Parole lasciate in giro

5.9

 

 

 

La forte scossa è arrivata. E io stavo dormendo.

Sono stata sollevata, poi di nuovo giù con violenza, a peso morto e ancora una volta sollevata e ricaduta sulle lenzuola. Non era ancora finita. L’onda si è sfogata, iniziava il ballo. E’ stato allora che mi sono aggrappata al cuscino. Non pregavo. Attendevo la prossima mossa della bestia che non paga ha iniziato a sbattermi a destra e a sinistra. Io sempre stretta al mio cuscino.

Non avevo peso, non avevo pensieri, non avevo voglia di morire. Non si può morire in maglietta rosa e fuseaux comprati a un euro al mercato dei cinesi della domenica. Non si può morire con ancora i cispi negli occhi e l’alito pesante di chi, fumatore, non si è ancora lavato i denti. Non si può morire una mattina di maggio, il 29 maggio, mentre il tulipano ha aperto la terza foglia.

Infatti non sono morta.

Quando la bestia si è stancata di giocare, ho cercato le ciabatte e sono uscita dalla camera da letto. Ho percorso il corridoio buttando l’occhio in studio: il pavimento era un tappeto di libri, fogli, carte, appunti, bollette pagate e una befana con la scopa spezzata.

Non c’era luce, le gelosie erano chiuse. Buio.

Arrivo alla porta di cristallo. Ha retto. La spingo piano, ho il terrore di vedere il peggio ma è buio, vedrò poco, mi incoraggio. Un tappeto, questa volta di vetri, aspetta che passi per attaccarsi alle mie ciabatte.

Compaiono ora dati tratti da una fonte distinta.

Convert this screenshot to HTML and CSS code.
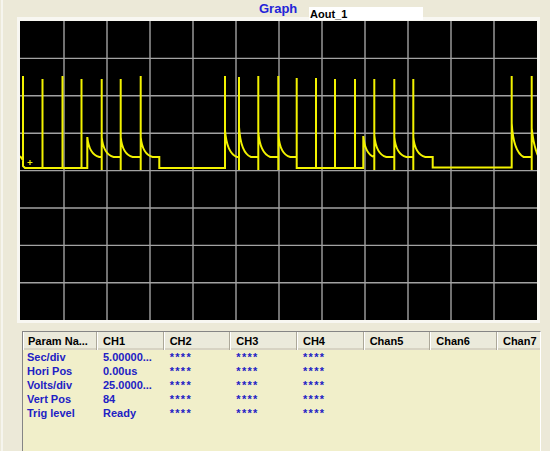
FILE: index.html
```html
<!DOCTYPE html>
<html lang="en">
<head>
    <meta charset="UTF-8">
    <meta name="viewport" content="width=device-width, initial-scale=1.0">
    <title>Graph - Aout_1</title>
    <link rel="stylesheet" href="styles.css">
</head>
<body>
    <div class="panel">
        <div class="graph-title">
            <span class="graph-label">Graph</span>
            <div class="graph-name">Aout_1</div>
        </div>

        <div class="scope-frame">
            <svg class="scope" viewBox="20 21 517 299" width="517" height="299">
                <g class="grid">
                    <line x1="64" y1="21" x2="64" y2="320"/>
                    <line x1="107" y1="21" x2="107" y2="320"/>
                    <line x1="150" y1="21" x2="150" y2="320"/>
                    <line x1="193" y1="21" x2="193" y2="320"/>
                    <line x1="236" y1="21" x2="236" y2="320"/>
                    <line x1="279" y1="21" x2="279" y2="320"/>
                    <line x1="322" y1="21" x2="322" y2="320"/>
                    <line x1="365" y1="21" x2="365" y2="320"/>
                    <line x1="408" y1="21" x2="408" y2="320"/>
                    <line x1="451" y1="21" x2="451" y2="320"/>
                    <line x1="494" y1="21" x2="494" y2="320"/>
                    <line x1="20" y1="58.4" x2="537" y2="58.4"/>
                    <line x1="20" y1="95.8" x2="537" y2="95.8"/>
                    <line x1="20" y1="133.2" x2="537" y2="133.2"/>
                    <line x1="20" y1="170.6" x2="537" y2="170.6"/>
                    <line x1="20" y1="208" x2="537" y2="208"/>
                    <line x1="20" y1="245.4" x2="537" y2="245.4"/>
                    <line x1="20" y1="282.8" x2="537" y2="282.8"/>
                </g>
                <!-- channel 1 trace -->
                <path class="trace" d="M20 156 L23 160 V76 V166 L25 168 H42.5 V79 V168 H62.5 V76 V168 H81.5 V79 V168
                    H87.3 V137 c1 10 4 18 12 20
                    H101.7 V170 V79 V137 c1 10 4 18 12 20
                    H120.7 V170 V79 V137 c1 10 4 18 12 20
                    H140.7 V170 V76 V137 c1 10 4 18 12 20
                    H159.3 V168 H225 V76 V130 c1 13 4 24 12 27
                    H239 V170 V77 V127 c1 15 4 27 12 30
                    H258.3 V170 V76 V132 c1 12 4 22 12 25
                    H278.3 V170 V76 V135 c1 11 4 20 12 22
                    H296.7 V78 V168 H316 V78 V168 H335 V79 V168 H355 V79 V168
                    H363.3 V136 c1 10 4 19 11 21
                    H374.3 V170 V79 V135 c1 11 4 20 12 22
                    H394.3 V170 V79 V137 c1 10 4 18 12 20
                    H413.3 V170 V79 V137 c1 10 4 18 12 20
                    H432.7 V167.5 H511.7 V76 V123 c1 17 4 30 12 34
                    H531.7 V170 V76 V128 c1 10 3 20 6 27 H537"/>
                <path class="trace marker" d="M27.5 162.5 h5 M30 160 v5"/>
            </svg>
        </div>

        <div class="param-table">
            <div class="param-head">
                <div class="col col-name">Param Na...</div>
                <div class="col">CH1</div>
                <div class="col">CH2</div>
                <div class="col">CH3</div>
                <div class="col">CH4</div>
                <div class="col">Chan5</div>
                <div class="col">Chan6</div>
                <div class="col">Chan7</div>
            </div>
            <div class="param-row">
                <div class="col col-name">Sec/div</div>
                <div class="col">5.00000...</div>
                <div class="col mask">****</div>
                <div class="col mask">****</div>
                <div class="col mask">****</div>
            </div>
            <div class="param-row">
                <div class="col col-name">Hori Pos</div>
                <div class="col">0.00us</div>
                <div class="col mask">****</div>
                <div class="col mask">****</div>
                <div class="col mask">****</div>
            </div>
            <div class="param-row">
                <div class="col col-name">Volts/div</div>
                <div class="col">25.0000...</div>
                <div class="col mask">****</div>
                <div class="col mask">****</div>
                <div class="col mask">****</div>
            </div>
            <div class="param-row">
                <div class="col col-name">Vert Pos</div>
                <div class="col">84</div>
                <div class="col mask">****</div>
                <div class="col mask">****</div>
                <div class="col mask">****</div>
            </div>
            <div class="param-row">
                <div class="col col-name">Trig level</div>
                <div class="col">Ready</div>
                <div class="col mask">****</div>
                <div class="col mask">****</div>
                <div class="col mask">****</div>
            </div>
        </div>
    </div>
</body>
</html>
```

FILE: styles.css
```css
html, body {
    margin: 0;
    height: 451px;
    overflow: hidden;
}

body {
    font-family: 'Liberation Sans', Arial, sans-serif;
    background-color: #ece9d8;
}

.panel {
    width: 547px;
    height: 451px;
    margin-left: 1px;
    border-left: 2px solid #f6f5ee;
    overflow: hidden;
}

/* title row */
.graph-title {
    display: flex;
    align-items: flex-start;
    height: 17px;
    padding-left: 256px;
}

.graph-label {
    width: 50px;
    font-size: 13px;
    font-weight: bold;
    line-height: 18px;
    color: #2424d8;
}

.graph-name {
    width: 114px;
    height: 13px;
    margin-top: 7px;
    padding-left: 1px;
    box-sizing: border-box;
    background-color: #fff;
    font-size: 11px;
    font-weight: bold;
    line-height: 15px;
    color: #000;
    overflow: hidden;
}

/* scope display */
.scope-frame {
    width: 517px;
    height: 299px;
    margin-left: 14px;
    border-style: solid;
    border-width: 4px 3px 3px 3px;
    border-color: #f8f7f2;
    background-color: #000;
}

.scope {
    display: block;
}

.grid line {
    stroke: #a2a2a2;
    stroke-width: 1.4;
}

.trace {
    fill: none;
    stroke: #f2f200;
    stroke-width: 2;
}

.marker {
    stroke-width: 1.2;
}

/* parameter table */
.param-table {
    width: 519px;
    height: 130px;
    margin-top: 8px;
    margin-left: 19px;
    box-sizing: border-box;
    border-top: 1px solid #858585;
    border-left: 1px solid #858585;
    border-right: 1px solid #fff;
    background-color: #f1efca;
    overflow: hidden;
}

.param-head,
.param-row {
    display: flex;
    white-space: nowrap;
}

.col {
    flex: 0 0 66.67px;
    box-sizing: border-box;
    padding-left: 6px;
    overflow: hidden;
    font-size: 11px;
    font-weight: bold;
}

.col-name {
    flex-basis: 74px;
}

.param-head {
    height: 18px;
    background-color: #ebeadb;
    box-shadow: inset 0 -2px 0 #d7d3c3;
}

.param-head .col {
    line-height: 18px;
    color: #000;
    box-shadow: inset -1px 0 0 #aca899, inset 1px 0 0 #fff;
}

.param-head .col-name {
    padding-left: 5px;
}

.param-row .col {
    height: 14px;
    line-height: 14px;
    color: #2121c4;
}

.param-row .col-name {
    padding-left: 4px;
}

.mask {
    letter-spacing: 1.3px;
}
```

Poi grida. E’ la signora del piano di sotto che urla. Ha due bambini attaccati alla vestaglia e uno piccolissimo, eccolo dunque quello che piange tutta la notte, al seno.

“Sono qui, stia calma, adesso arrivo. Stia calma, è passato. Ora scendo. E’ tutto passato”. Non è passato un cazzo ma qualcosa devo pur dirle.

Rientro in casa, prendo la borsa, che dal 20 maggio contiene la mia vita, e la videocamera. Non un vestito, un paio di pantaloni, un calzino, un ricordo, lascio dentro anche l’album delle foto di mio nonno. E’ la mia storia e non sono riuscita a prenderla.

Penso a quello mentre scendo le scale e rincuoro la madre isterica.”Devo riprendere l’album con le vecchie foto del nonno in divisa da fante in bicicletta e il suo matrimonio: una sola foto davanti a casa, il suo viso ironico e l braccio posato sulla pancia a sostenere la nonna in abito grigio con piccoli pois bianchi e quello sfizioso cappellino conservato con cura per anni. Mi concentro sulle foto mentre scendo le scale, sui particolari, così non penso, scanso la paura di un’altra scossa. Devo continuare a pensare ad altro se voglio vincere.